■ STATED TASK
Check every line below for the string "React", and copy the lines that contain it.

**** SOURCE EXCERPT

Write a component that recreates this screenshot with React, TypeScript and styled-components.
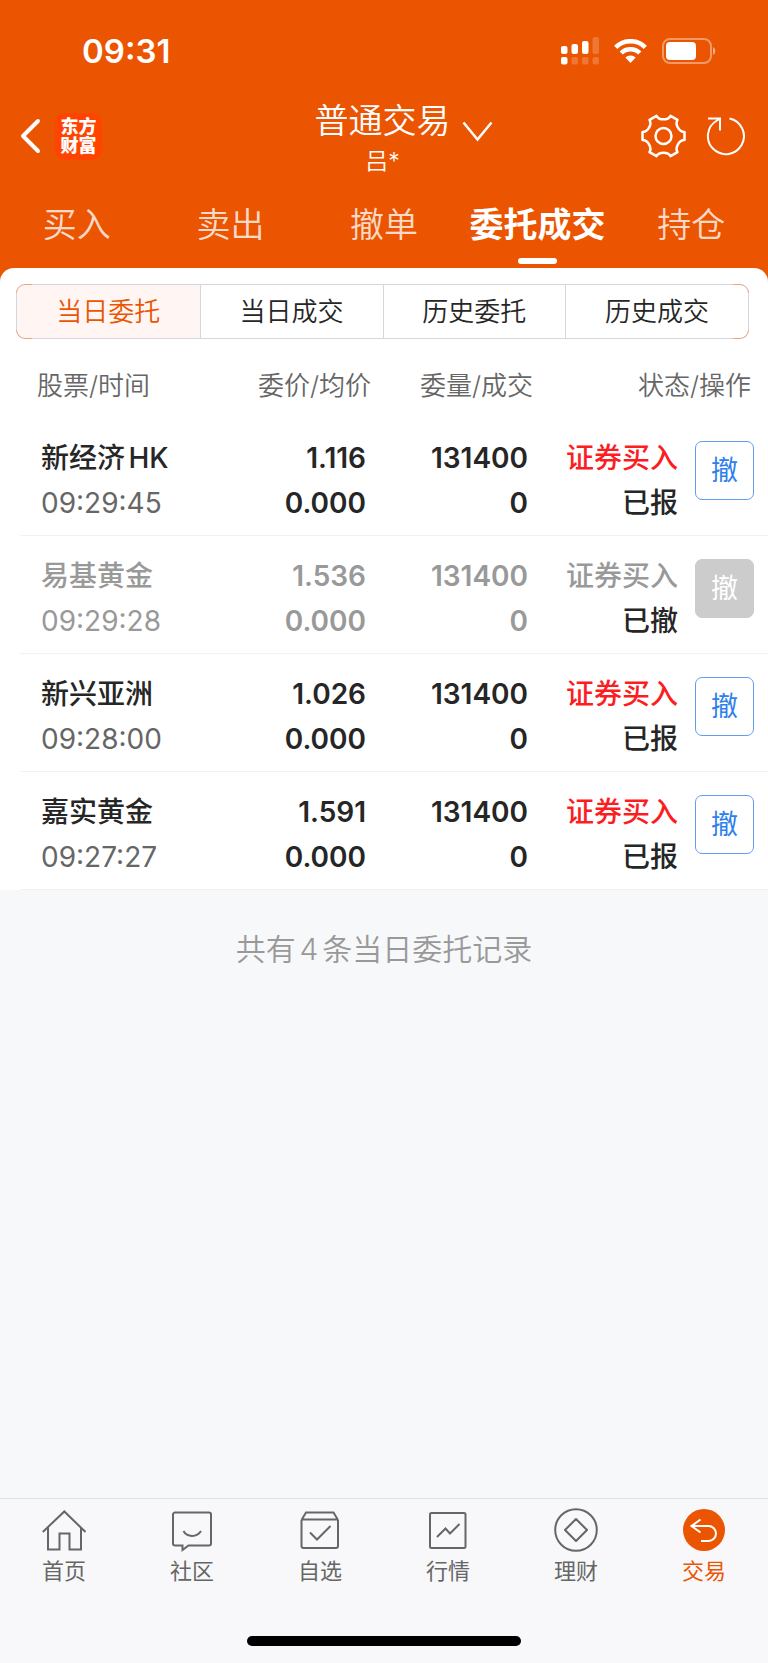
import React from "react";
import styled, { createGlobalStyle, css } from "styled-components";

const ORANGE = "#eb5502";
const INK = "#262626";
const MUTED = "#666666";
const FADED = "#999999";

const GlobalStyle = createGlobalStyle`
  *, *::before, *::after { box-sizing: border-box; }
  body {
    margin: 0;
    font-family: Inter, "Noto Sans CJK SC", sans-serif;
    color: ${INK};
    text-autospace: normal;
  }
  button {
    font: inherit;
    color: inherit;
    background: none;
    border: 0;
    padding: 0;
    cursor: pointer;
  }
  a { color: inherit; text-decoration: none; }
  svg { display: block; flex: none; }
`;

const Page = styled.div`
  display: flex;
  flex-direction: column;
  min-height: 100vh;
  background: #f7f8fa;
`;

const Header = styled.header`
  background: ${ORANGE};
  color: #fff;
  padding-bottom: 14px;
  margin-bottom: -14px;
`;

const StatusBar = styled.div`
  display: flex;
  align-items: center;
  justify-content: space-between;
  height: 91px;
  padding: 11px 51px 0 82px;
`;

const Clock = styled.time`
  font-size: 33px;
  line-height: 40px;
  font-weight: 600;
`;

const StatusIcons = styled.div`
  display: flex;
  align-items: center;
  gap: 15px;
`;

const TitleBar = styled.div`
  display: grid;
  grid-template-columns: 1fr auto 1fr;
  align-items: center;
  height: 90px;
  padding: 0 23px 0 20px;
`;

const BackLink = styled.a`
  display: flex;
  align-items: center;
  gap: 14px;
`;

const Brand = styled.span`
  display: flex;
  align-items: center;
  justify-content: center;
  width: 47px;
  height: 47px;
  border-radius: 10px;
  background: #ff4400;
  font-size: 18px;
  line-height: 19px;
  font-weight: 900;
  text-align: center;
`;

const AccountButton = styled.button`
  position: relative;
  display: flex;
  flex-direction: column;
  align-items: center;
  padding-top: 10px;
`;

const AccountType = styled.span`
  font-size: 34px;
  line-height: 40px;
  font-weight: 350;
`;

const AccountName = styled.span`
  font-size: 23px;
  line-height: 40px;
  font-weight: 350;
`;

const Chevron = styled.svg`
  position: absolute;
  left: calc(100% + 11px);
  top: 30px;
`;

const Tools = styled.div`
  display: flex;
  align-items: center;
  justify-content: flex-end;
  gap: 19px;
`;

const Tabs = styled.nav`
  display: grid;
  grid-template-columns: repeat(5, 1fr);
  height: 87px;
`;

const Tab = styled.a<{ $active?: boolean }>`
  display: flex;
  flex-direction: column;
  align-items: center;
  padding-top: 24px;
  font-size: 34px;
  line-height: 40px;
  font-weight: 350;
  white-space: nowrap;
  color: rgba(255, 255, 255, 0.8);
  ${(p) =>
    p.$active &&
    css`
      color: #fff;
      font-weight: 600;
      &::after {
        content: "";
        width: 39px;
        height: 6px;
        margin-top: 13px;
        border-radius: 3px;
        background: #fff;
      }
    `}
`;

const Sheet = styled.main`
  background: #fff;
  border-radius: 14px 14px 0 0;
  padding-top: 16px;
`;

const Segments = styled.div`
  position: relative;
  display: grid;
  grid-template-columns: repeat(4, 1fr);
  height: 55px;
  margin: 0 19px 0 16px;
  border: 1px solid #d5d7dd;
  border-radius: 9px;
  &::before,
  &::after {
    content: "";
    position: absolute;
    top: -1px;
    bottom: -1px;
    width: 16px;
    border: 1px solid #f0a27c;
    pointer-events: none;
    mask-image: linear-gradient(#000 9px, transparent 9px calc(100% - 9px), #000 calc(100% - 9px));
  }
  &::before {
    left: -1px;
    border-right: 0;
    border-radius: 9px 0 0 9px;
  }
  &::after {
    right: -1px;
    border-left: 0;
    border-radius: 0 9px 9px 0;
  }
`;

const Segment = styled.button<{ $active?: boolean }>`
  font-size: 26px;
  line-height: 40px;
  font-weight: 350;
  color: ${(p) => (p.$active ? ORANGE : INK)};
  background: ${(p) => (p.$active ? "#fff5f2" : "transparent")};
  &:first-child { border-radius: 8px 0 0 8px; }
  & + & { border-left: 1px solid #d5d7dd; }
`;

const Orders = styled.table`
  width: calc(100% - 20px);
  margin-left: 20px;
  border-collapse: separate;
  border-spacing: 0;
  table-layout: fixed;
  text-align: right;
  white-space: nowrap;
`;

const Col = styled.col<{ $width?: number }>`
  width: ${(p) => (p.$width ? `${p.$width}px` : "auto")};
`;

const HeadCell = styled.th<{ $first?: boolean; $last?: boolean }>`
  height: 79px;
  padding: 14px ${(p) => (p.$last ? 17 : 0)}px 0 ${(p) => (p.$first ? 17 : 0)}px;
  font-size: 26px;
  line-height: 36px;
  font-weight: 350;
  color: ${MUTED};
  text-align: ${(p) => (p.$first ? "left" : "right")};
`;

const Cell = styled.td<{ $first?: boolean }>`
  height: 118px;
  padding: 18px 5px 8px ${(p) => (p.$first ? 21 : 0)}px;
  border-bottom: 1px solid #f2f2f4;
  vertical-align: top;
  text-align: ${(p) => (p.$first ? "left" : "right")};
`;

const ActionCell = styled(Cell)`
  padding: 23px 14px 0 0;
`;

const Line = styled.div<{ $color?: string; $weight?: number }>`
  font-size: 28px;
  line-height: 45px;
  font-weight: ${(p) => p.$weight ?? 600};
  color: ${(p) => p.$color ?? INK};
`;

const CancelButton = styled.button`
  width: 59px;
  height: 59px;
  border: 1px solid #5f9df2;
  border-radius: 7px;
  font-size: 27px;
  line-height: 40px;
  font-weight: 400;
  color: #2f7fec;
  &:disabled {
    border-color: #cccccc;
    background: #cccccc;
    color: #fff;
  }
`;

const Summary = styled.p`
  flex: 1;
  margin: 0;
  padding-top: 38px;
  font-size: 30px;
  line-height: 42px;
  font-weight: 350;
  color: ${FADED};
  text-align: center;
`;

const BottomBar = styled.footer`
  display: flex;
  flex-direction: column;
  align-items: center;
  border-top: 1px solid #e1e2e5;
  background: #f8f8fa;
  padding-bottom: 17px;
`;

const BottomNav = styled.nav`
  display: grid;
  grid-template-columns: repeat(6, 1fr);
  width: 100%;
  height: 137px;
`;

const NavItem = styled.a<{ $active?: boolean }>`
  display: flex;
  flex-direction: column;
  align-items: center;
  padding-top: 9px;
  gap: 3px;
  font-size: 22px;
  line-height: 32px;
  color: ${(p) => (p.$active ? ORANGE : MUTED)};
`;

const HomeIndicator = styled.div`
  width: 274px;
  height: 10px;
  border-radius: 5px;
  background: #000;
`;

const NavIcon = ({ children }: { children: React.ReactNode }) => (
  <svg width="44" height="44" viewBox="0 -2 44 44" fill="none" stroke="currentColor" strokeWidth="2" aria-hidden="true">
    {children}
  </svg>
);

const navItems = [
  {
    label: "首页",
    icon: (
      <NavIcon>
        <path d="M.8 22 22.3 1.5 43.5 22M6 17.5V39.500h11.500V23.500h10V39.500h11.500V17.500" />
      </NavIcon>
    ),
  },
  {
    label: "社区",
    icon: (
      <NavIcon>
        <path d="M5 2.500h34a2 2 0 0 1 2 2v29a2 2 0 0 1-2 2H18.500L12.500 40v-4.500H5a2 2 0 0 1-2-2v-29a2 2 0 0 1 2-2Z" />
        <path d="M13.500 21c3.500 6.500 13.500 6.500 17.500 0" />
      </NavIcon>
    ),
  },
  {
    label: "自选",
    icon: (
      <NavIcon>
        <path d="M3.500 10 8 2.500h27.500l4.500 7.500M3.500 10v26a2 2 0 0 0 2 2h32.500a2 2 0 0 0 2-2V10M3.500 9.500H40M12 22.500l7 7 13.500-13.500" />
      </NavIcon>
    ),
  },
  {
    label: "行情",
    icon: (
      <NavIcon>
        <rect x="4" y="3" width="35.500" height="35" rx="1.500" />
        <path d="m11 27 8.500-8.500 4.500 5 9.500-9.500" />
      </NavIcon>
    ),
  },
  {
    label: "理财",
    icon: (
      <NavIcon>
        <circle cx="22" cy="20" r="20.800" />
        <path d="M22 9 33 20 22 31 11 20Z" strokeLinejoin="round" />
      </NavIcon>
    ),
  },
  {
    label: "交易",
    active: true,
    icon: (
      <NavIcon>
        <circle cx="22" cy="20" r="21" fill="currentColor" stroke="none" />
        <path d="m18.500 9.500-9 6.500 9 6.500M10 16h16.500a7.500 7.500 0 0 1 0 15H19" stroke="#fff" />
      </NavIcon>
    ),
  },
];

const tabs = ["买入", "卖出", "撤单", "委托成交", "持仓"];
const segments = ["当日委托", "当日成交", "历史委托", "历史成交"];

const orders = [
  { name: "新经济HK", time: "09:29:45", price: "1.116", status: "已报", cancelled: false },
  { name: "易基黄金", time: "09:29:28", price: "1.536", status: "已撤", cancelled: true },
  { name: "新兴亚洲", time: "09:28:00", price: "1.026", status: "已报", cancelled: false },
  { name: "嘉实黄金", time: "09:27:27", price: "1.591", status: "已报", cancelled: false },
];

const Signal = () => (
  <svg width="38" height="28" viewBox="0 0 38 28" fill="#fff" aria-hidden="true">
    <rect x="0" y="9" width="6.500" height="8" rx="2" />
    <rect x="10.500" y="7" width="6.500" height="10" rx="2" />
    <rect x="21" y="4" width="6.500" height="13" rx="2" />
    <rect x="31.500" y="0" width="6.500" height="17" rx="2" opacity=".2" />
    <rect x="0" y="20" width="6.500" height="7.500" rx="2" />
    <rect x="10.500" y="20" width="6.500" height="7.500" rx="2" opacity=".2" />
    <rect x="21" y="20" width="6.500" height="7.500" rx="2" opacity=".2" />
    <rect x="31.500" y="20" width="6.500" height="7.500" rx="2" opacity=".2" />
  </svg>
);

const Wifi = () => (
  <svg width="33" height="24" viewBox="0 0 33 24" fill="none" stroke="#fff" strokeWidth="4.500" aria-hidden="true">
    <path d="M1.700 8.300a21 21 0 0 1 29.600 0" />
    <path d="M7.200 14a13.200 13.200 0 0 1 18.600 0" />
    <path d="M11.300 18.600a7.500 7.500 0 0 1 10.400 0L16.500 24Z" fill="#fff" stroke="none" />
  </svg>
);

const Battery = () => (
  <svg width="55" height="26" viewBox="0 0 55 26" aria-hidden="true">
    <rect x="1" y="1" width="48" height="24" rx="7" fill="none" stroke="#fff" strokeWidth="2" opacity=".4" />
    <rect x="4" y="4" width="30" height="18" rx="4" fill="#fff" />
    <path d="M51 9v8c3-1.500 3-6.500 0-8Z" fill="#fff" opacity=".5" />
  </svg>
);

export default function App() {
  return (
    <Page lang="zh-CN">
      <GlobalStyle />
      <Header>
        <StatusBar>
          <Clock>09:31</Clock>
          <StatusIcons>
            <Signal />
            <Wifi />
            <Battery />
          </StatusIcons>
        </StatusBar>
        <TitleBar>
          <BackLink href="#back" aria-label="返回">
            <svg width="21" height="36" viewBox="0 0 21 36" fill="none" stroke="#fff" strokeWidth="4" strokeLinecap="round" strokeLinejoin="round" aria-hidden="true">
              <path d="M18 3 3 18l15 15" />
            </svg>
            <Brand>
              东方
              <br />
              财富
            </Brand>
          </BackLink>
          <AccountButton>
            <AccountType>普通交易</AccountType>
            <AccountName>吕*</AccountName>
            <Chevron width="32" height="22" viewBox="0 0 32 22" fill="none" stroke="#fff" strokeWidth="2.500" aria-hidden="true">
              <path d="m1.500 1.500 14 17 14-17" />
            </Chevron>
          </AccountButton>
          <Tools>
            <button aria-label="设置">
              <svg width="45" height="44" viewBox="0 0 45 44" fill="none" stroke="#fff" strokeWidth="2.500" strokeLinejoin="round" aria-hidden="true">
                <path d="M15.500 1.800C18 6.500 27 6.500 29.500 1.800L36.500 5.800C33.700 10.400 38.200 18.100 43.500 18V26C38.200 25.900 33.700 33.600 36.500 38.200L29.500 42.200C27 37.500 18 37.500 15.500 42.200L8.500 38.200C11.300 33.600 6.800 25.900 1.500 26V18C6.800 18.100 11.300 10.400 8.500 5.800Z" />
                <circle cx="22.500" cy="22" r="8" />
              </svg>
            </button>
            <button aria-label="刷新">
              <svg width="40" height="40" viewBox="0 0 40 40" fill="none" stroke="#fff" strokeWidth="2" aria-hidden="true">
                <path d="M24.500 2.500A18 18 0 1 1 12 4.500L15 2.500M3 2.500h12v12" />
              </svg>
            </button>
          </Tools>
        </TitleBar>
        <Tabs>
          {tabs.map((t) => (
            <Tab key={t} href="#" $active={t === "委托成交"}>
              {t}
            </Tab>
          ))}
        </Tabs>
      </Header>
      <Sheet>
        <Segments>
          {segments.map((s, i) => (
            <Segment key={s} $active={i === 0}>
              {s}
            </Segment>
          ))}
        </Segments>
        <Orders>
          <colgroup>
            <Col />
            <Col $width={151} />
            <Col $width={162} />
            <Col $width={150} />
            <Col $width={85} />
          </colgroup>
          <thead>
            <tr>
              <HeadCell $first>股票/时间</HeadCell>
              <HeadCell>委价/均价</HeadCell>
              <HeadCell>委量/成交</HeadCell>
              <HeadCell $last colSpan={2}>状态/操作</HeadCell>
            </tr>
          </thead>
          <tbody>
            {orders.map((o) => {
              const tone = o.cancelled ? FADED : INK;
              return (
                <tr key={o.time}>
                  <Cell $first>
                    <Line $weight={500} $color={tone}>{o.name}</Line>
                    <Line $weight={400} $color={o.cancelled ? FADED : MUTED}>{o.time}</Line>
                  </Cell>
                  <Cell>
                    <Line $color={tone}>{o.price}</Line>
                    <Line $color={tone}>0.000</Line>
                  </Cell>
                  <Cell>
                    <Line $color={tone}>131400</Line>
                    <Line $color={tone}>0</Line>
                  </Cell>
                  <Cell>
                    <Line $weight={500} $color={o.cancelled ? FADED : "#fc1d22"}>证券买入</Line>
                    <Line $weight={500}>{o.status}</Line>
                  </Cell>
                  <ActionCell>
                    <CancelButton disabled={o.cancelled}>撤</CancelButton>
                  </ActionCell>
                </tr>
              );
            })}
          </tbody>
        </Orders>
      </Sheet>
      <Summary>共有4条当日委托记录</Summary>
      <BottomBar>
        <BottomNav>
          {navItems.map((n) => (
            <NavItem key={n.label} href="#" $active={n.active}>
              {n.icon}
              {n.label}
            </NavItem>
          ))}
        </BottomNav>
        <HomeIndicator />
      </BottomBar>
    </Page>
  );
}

********

■ SOLUTION FOR THIS TASK
Write a component that recreates this screenshot with React, TypeScript and styled-components.
import React from "react";
const NavIcon = ({ children }: { children: React.ReactNode }) => (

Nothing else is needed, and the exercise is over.